- Born: Elna Riegels 22 March 1892 Copenhagen, Denmark
- Died: 6 March 1994 (aged 101) Gentofte, Denmark
- Known for: Painter, Art collector
- Movement: Abstract Expressionism
- Children: 1 son

= Elna Fonnesbech-Sandberg =

Danish art collector and painter

Elna Vilhelmine Fonnesbech-Sandberg née Riegels (22 March 1892 – 6 March 1994) was a successful Danish art collector who later became a painter herself. By the late 1929s, she had put together an extensive collection of Danish Modernist and Expressionist works but had to sell them when struck by austerity during World War II. Shortly afterwards, encouraged by her close friend Asger Jorn, she embarked on a new collection of the abstract works of young Danish painters who became members of the CoBrA movement. She exhibited them in her home in Frederiksberg which developed into a popular meeting place for those interested in the latest trends. In 1947, Fonnesbech-Sandberg became a painter herself, joining the group of abstract painters known as Spiralen.

==Early life and family==
Born in Copenhagen on 22 March 1892, Elna Vilhelmine Riegels was the daughter of the businessman Jacob Frederik Vilhelm Riegels (1863–1943) and his wife Mathilde Marie Pouline née Hansson (1862–1932). Raised in a well-to-do family in Frederiksberg, she studied history of art at the University of Copenhagen.
In August 1918, she married the tea merchant Torben Fonnesbech-Sandberg (1891–1974) with whom she had a son Ib (1920). The marriage was dissolved in 1945. In June 1949, she married the painter Niels Jensen (born 1912).

==Career==
As a child, Elna Riegels had shown interest in collecting paintings, especially Japanese reproductions but lost interest when she realized she could not afford to buy the originals. After studying history of art, she turned her attention to modern art and began to collect paintings by a range of Danish artists including John Christensen (painter), Harald Giersing, Karl Isakson, Søren Hjorth Nielsen, Niels Lergaard, Vilhelm Lundstrøm, Olaf Rude, William Scharff, Jens Søndergaard and Edvard Weie.

After her husband's tea business began to suffer from the effects of World War 2, in 1940, Fonnesbech-Sandberg was forced into selling her collection in order to support the family's well-being. Soon afterwards she developed a close relationship with Asger Jorn and began making a new and even more impressive collection, not only of Jorn's paintings but of those of his friends who included Else Alfelt, Ejler Bille, Egill Jacobsen and Carl-Henning Pedersen. They became known as the Danish members of the CoBrA movement.

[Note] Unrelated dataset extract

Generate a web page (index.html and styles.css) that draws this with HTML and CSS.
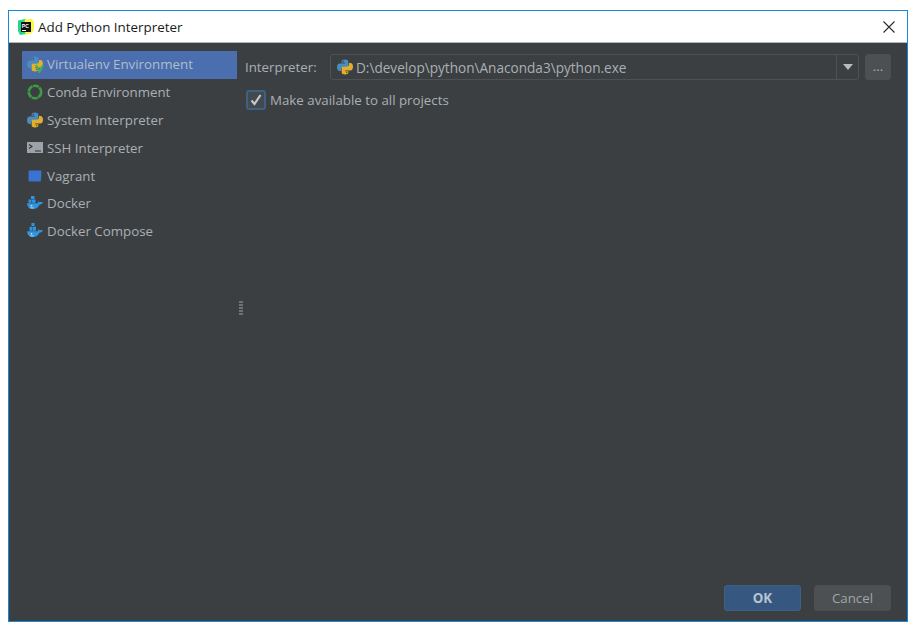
FILE: index.html
```html
<!DOCTYPE html>
<html lang="en">
<head>
<meta charset="utf-8">
<title>Add Python Interpreter</title>
<link rel="stylesheet" href="styles.css">
</head>
<body>
<svg class="defs" width="0" height="0">
  <defs>
    <symbol id="py" viewBox="0 0 16 16">
      <path fill="#4b8bbe" d="M4.600 3C4.600 1.200 6 .5 8 .5s3.400.7 3.400 2.500V7c0 .9-.6 1.300-1.300 1.300H6.300C5 8.300 4 9.300 4 10.500V12H2.600C1 12 0 10.500 0 8.200S1 4.400 2.700 4.400H8V3.700H4.600z"/>
      <path fill="#e0b02c" d="M11.400 13C11.400 14.800 10 15.500 8 15.500S4.600 14.800 4.600 13V9c0-.9.6-1.300 1.300-1.300h3.800C11 7.700 12 6.700 12 5.500V4h1.400C15 4 16 5.500 16 7.800s-1 3.800-2.700 3.800H8v.7h3.400z"/>
      <circle cx="6.300" cy="2.500" r=".7" fill="#2b4a66"/>
      <circle cx="9.700" cy="13.500" r=".7" fill="#6b5312"/>
    </symbol>
    <symbol id="whale" viewBox="0 0 16 16">
      <path fill="#2f95e0" d="M0 8.300h10.800c.4-1 .2-2 .2-2s1.100.1 1.600 1.100c.8-.4 2.300-.4 3.400.2-1 1.700-2.400 2.100-3.500 2.100-1.100 2.800-3.600 4.300-6.600 4.300C2.300 14 .3 11.900 0 8.300z"/>
      <circle cx="4.500" cy="10.800" r=".8" fill="#d8eefc"/>
      <path fill="#d8eefc" d="M2.800 12.600h4v.7h-4z"/>
    </symbol>
  </defs>
</svg>
<main class="window">
  <header class="titlebar">
    <svg class="app-icon" width="16" height="16" viewBox="0 0 16 16" aria-hidden="true">
      <path fill="#21d789" d="M0 1.500 7 0l4 1-3 14-6 1-2-4z"/>
      <path fill="#fcf84a" d="M7 0h7l2 3v8l-2 3-6 2-2-6z"/>
      <rect x="3" y="3" width="10" height="10" fill="#111"/>
      <rect x="4" y="11" width="4" height="1" fill="#fff"/>
      <text class="app-glyph" x="3.800" y="8.800">PC</text>
    </svg>
    <span class="title-text">Add Python Interpreter</span>
    <svg class="close" width="12" height="12" viewBox="0 0 12 12" aria-hidden="true">
      <path d="M.5.500l11 11M11.500.500l-11 11" stroke="#2b2b2b" stroke-width="1.100" fill="none"/>
    </svg>
  </header>
  <div class="body">
    <div class="columns">
      <nav class="sidebar">
        <div class="item selected">
          <span class="ico">
            <svg width="16" height="16"><use href="#py"/></svg>
            <svg class="venv" width="9" height="9" viewBox="0 0 9 9"><path d="M1 1l3.500 7L8 1" stroke="#3fb34f" stroke-width="2" fill="none"/></svg>
          </span>
          <span>Virtualenv Environment</span>
        </div>
        <div class="item">
          <span class="ico"><svg width="16" height="16" viewBox="0 0 16 16"><circle cx="8" cy="8" r="6.200" fill="none" stroke="#3f9a45" stroke-width="2.600" stroke-dasharray="6 .6"/></svg></span>
          <span>Conda Environment</span>
        </div>
        <div class="item">
          <span class="ico"><svg width="16" height="16"><use href="#py"/></svg></span>
          <span>System Interpreter</span>
        </div>
        <div class="item">
          <span class="ico"><svg width="16" height="16" viewBox="0 0 16 16"><rect y="2" width="16" height="11" fill="#9da3a8"/><path d="M2 4.500l3 2-3 2" stroke="#2f3234" fill="none" stroke-width="1.100"/><path d="M8 11h6" stroke="#2f3234" stroke-width="1"/></svg></span>
          <span>SSH Interpreter</span>
        </div>
        <div class="item">
          <span class="ico"><svg width="16" height="16" viewBox="0 0 16 16"><path fill="#3a74d0" d="M2 2.500h12.500l-.5 9.500q0 1.500-1.500 1.500H3q-1.500 0-1.500-1.500V3.500z"/></svg></span>
          <span>Vagrant</span>
        </div>
        <div class="item">
          <span class="ico"><svg width="16" height="16" viewBox="0 0 16 16"><use href="#whale"/><path fill="#2f95e0" d="M4 1h3.500v3H4zM1.500 4.500H4.500v3.200h-3zM5 4.500h3.500v3.200H5z"/></svg></span>
          <span>Docker</span>
        </div>
        <div class="item">
          <span class="ico"><svg width="16" height="16" viewBox="0 0 16 16"><use href="#whale"/><path fill="#2f95e0" d="M4.500 0h3v3h-3zM2.500 3.800h3v4h-3zM6 3.800h3v4H6z"/></svg></span>
          <span>Docker Compose</span>
        </div>
      </nav>
      <div class="splitter" aria-hidden="true"><i></i><i></i><i></i><i></i><i></i></div>
      <section class="panel">
        <div class="row">
          <label class="label">Interpreter:</label>
          <div class="combo">
            <svg width="16" height="16"><use href="#py"/></svg>
            <span class="path">D:\develop\python\Anaconda3\python.exe</span>
            <span class="arrow"><svg width="10" height="6" viewBox="0 0 10 6"><path d="M0 0h10L5 6z" fill="#bbb"/></svg></span>
          </div>
          <button class="browse" type="button">...</button>
        </div>
        <div class="check-row">
          <span class="checkbox"><svg width="14" height="14" viewBox="0 0 14 14"><path d="M2.500 7.500l3 3.500 6-9" fill="none" stroke="#c8c8c8" stroke-width="2.200"/></svg></span>
          <span>Make available to all projects</span>
        </div>
      </section>
    </div>
    <footer class="footer">
      <button class="btn ok" type="button">OK</button>
      <button class="btn" type="button">Cancel</button>
    </footer>
  </div>
</main>
</body>
</html>
```
FILE: styles.css
```css
* { box-sizing: border-box; }
html, body { height: 100%; }
body {
  margin: 0;
  padding: 10px 6px 6px 8px;
  background: #fff;
  font-family: "Open Sans", "Noto Sans", sans-serif;
  font-size: 13.300px;
  color: #a9b0b5;
}
.defs { position: absolute; }
.window {
  width: 900px;
  height: 612px;
  border: 1px solid #1a86d8;
  display: flex;
  flex-direction: column;
}
.titlebar {
  height: 32px;
  flex: none;
  display: flex;
  align-items: center;
  padding: 0 12px 0 9px;
  background: #fff;
  border-bottom: 1px solid #b4b6b8;
  color: #1a1a1a;
  font-size: 13.400px;
}
.app-icon { margin-right: 4px; }
.app-glyph { font: bold 5px "Liberation Sans", sans-serif; fill: #fff; }
.title-text { flex: 1; }
.body {
  flex: 1;
  min-height: 0;
  background: #3c3f41;
  display: flex;
  flex-direction: column;
}
.columns { flex: 1; min-height: 0; display: flex; }
.sidebar {
  width: 228px;
  flex: none;
  padding: 8px 0 0 13px;
}
.item {
  height: 27.800px;
  display: flex;
  align-items: center;
  padding: 0 0 1px 5px;
}
.item.selected { background: #4b6eaf; color: #b4bcc8; }
.ico {
  position: relative;
  width: 16px;
  height: 16px;
  margin-right: 4px;
  flex: none;
  display: block;
}
.ico svg { display: block; }
.ico .venv { position: absolute; right: -1px; bottom: -1px; }
.splitter {
  width: 8px;
  flex: none;
  display: flex;
  flex-direction: column;
  justify-content: center;
  align-items: center;
  gap: 1px;
  padding-bottom: 12px;
}
.splitter i { width: 4px; height: 2px; background: #6f7274; }
.panel { flex: 1; padding: 11px 16px 0 0; min-width: 0; }
.row { display: flex; align-items: center; height: 26px; }
.label { width: 85px; flex: none; }
.combo {
  width: 529px;
  height: 26px;
  display: flex;
  align-items: center;
  padding-left: 6px;
  border: 1px solid #4e5254;
  border-radius: 3px;
  background: #3c3f41;
}
.path { flex: 1; margin-left: 3px; font-size: 13.600px; }
.arrow {
  width: 22px;
  height: 100%;
  border-left: 1px solid #4e5254;
  display: flex;
  align-items: center;
  justify-content: center;
}
.browse {
  width: 26px;
  height: 26px;
  margin-left: 6px;
  border: 1px solid #4c5052;
  border-radius: 3px;
  background: #4c5052;
  color: #a9b0b5;
  font: inherit;
  padding: 0;
  line-height: 1;
}
.check-row { display: flex; align-items: center; margin-top: 9px; height: 21px; }
.checkbox {
  width: 20px;
  height: 20px;
  margin-left: 1px;
  margin-right: 4px;
  display: flex;
  align-items: center;
  justify-content: center;
  background: #43494e;
  border: 2px solid #3d6185;
  border-radius: 3px;
}
.footer {
  flex: none;
  display: flex;
  justify-content: flex-end;
  gap: 13px;
  padding: 0 16px 10px 0;
}
.btn {
  width: 77px;
  height: 26px;
  border: 1px solid #4c5052;
  border-radius: 3px;
  background: #4c5052;
  color: #a0a5a8;
  font: inherit;
  padding: 0;
}
.btn.ok {
  background: #365880;
  border-color: #3d6185;
  color: #b8c4d0;
  font-weight: 700;
}
```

As a painter in her own right, Fonnesbech-Sandberg was inspired by her CoBrA friends. She later developed an ornamental style using colour to achieve an enamel effect.

Elna Fonnesbech-Sandberg died on 6 March 1994 in Gentofte.

In 2023 her work was included in the exhibition Action, Gesture, Paint: Women Artists and Global Abstraction 1940-1970 at the Whitechapel Gallery in London.